The records »
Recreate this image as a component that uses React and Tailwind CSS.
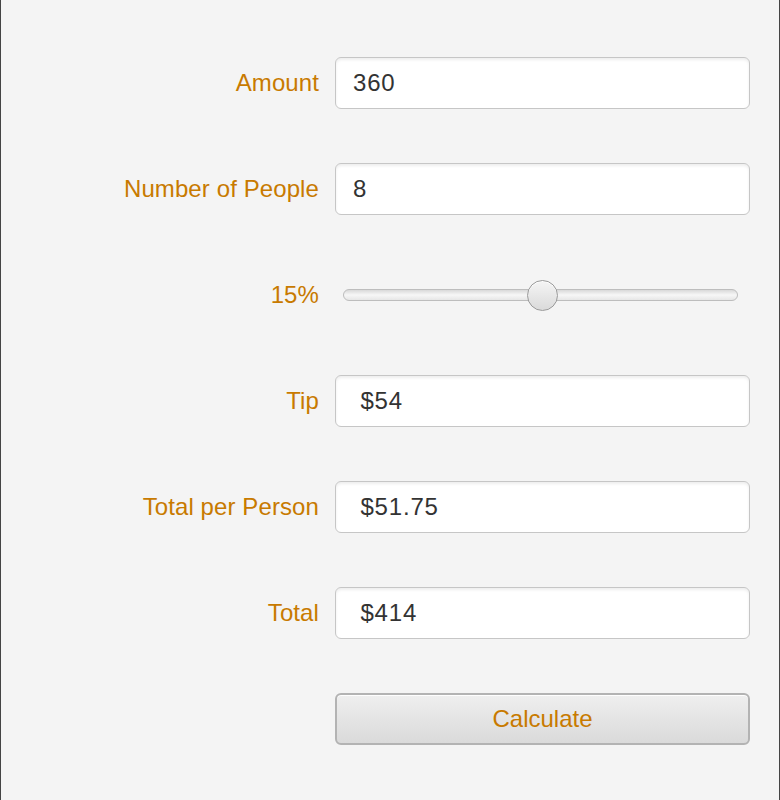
import React from 'react';

const FIELDS = [
  { label: 'Amount', value: '360' },
  { label: 'Number of People', value: '8' },
  { label: '15%', slider: 0.505 },
  { label: 'Tip', value: ' $54' },
  { label: 'Total per Person', value: ' $51.75' },
  { label: 'Total', value: ' $414' },
];

const Slider = ({ fraction }) => (
  <div className="h-[52px] flex items-center pl-2 pr-3">
    <div className="relative w-full h-[12px] rounded-full border border-[#bdbdbd] bg-gradient-to-b from-[#d9d9d9] via-[#f7f7f7] to-[#e6e6e6]">
      <div
        className="absolute top-1/2 w-[31px] h-[31px] -ml-[15.5px] -mt-[15.5px] rounded-full border-[1.5px] border-[#9a9a9a] bg-gradient-to-b from-[#f5f5f5] to-[#dadada] shadow-[inset_0_1px_0_rgba(255,255,255,0.9)]"
        style={{ left: `${fraction * 100}%` }}
      />
    </div>
  </div>
);

const Field = ({ value }) => (
  <input
    readOnly
    value={value}
    className="h-[52px] w-full rounded-[6px] border border-[#c6c6c6] bg-white pl-[17px] text-[24px] tracking-[0.8px] text-[#333333] outline-none shadow-[inset_0_2px_3px_rgba(0,0,0,0.07)]"
  />
);

export default function App() {
  return (
    <div
      className="w-[780px] min-h-[800px] bg-[#f4f4f4] border-x border-[#444444]"
      style={{ fontFamily: '"Liberation Sans", Arial, sans-serif' }}
    >
      <div className="grid grid-cols-[318px_415px] gap-x-4 gap-y-[54px] pt-[57px]">
        {FIELDS.map((f) => (
          <React.Fragment key={f.label}>
            <div className="h-[52px] flex items-center justify-end text-[24px] tracking-[0.1px] text-[#c87a00]">
              {f.label}
            </div>
            {f.slider !== undefined ? <Slider fraction={f.slider} /> : <Field value={f.value} />}
          </React.Fragment>
        ))}
        <div />
        <button
          type="button"
          className="h-[52px] w-full rounded-[6px] border-2 border-[#b3b3b3] bg-gradient-to-b from-[#efefef] to-[#dadada] text-[24px] text-[#c87a00] shadow-[inset_0_1px_0_rgba(255,255,255,0.9)]"
        >
          Calculate
        </button>
      </div>
    </div>
  );
}
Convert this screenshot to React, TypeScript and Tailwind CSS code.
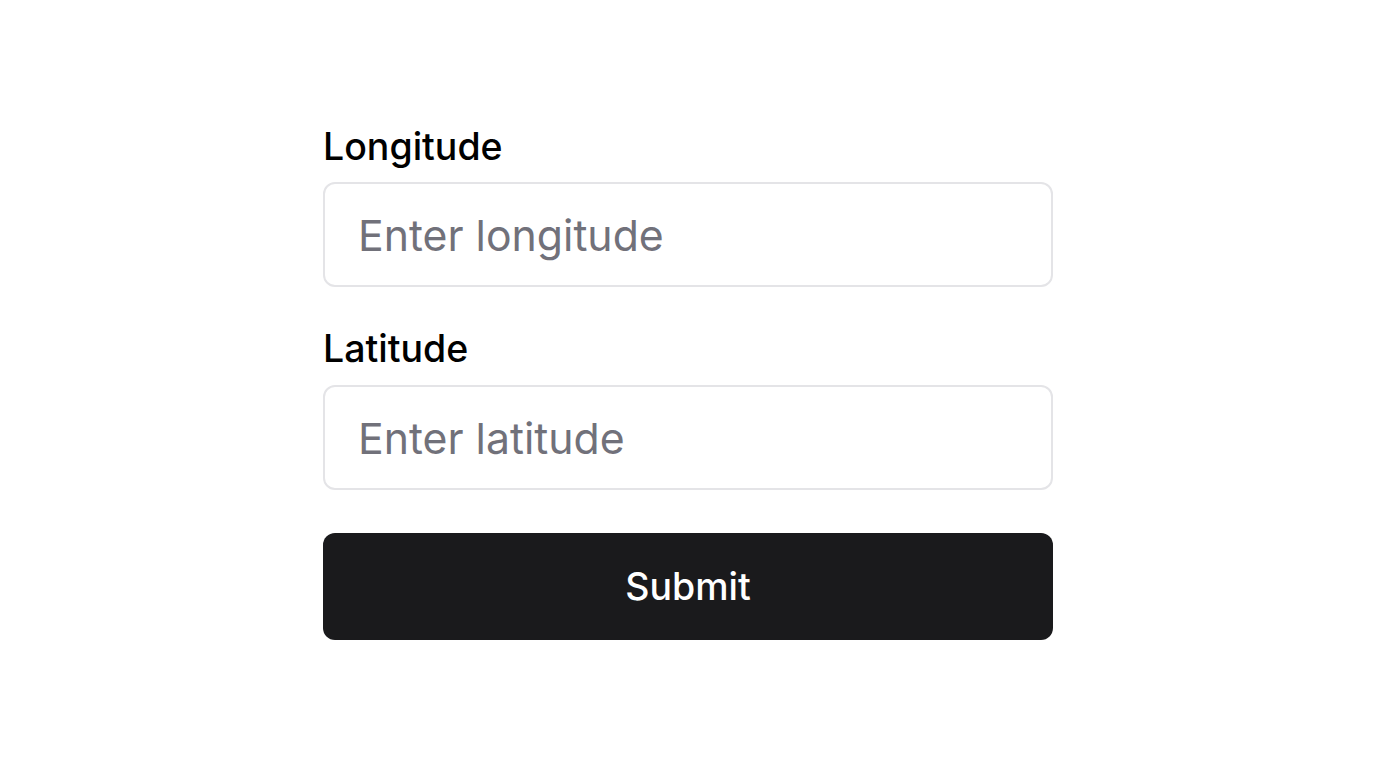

Problem statement »
What you return should match the records above word for word, minus the pictures.

Output of the exercise »
Recreate this image as a component that uses React and Tailwind CSS.
import React from 'react';

const FIELDS = [
  { label: 'Amount', value: '360' },
  { label: 'Number of People', value: '8' },
  { label: '15%', slider: 0.505 },
  { label: 'Tip', value: ' $54' },
  { label: 'Total per Person', value: ' $51.75' },
  { label: 'Total', value: ' $414' },
];

const Slider = ({ fraction }) => (
  <div className="h-[52px] flex items-center pl-2 pr-3">
    <div className="relative w-full h-[12px] rounded-full border border-[#bdbdbd] bg-gradient-to-b from-[#d9d9d9] via-[#f7f7f7] to-[#e6e6e6]">
      <div
        className="absolute top-1/2 w-[31px] h-[31px] -ml-[15.5px] -mt-[15.5px] rounded-full border-[1.5px] border-[#9a9a9a] bg-gradient-to-b from-[#f5f5f5] to-[#dadada] shadow-[inset_0_1px_0_rgba(255,255,255,0.9)]"
        style={{ left: `${fraction * 100}%` }}
      />
    </div>
  </div>
);

const Field = ({ value }) => (
  <input
    readOnly
    value={value}
    className="h-[52px] w-full rounded-[6px] border border-[#c6c6c6] bg-white pl-[17px] text-[24px] tracking-[0.8px] text-[#333333] outline-none shadow-[inset_0_2px_3px_rgba(0,0,0,0.07)]"
  />
);

export default function App() {
  return (
    <div
      className="w-[780px] min-h-[800px] bg-[#f4f4f4] border-x border-[#444444]"
      style={{ fontFamily: '"Liberation Sans", Arial, sans-serif' }}
    >
      <div className="grid grid-cols-[318px_415px] gap-x-4 gap-y-[54px] pt-[57px]">
        {FIELDS.map((f) => (
          <React.Fragment key={f.label}>
            <div className="h-[52px] flex items-center justify-end text-[24px] tracking-[0.1px] text-[#c87a00]">
              {f.label}
            </div>
            {f.slider !== undefined ? <Slider fraction={f.slider} /> : <Field value={f.value} />}
          </React.Fragment>
        ))}
        <div />
        <button
          type="button"
          className="h-[52px] w-full rounded-[6px] border-2 border-[#b3b3b3] bg-gradient-to-b from-[#efefef] to-[#dadada] text-[24px] text-[#c87a00] shadow-[inset_0_1px_0_rgba(255,255,255,0.9)]"
        >
          Calculate
        </button>
      </div>
    </div>
  );
}
Convert this screenshot to React, TypeScript and Tailwind CSS code.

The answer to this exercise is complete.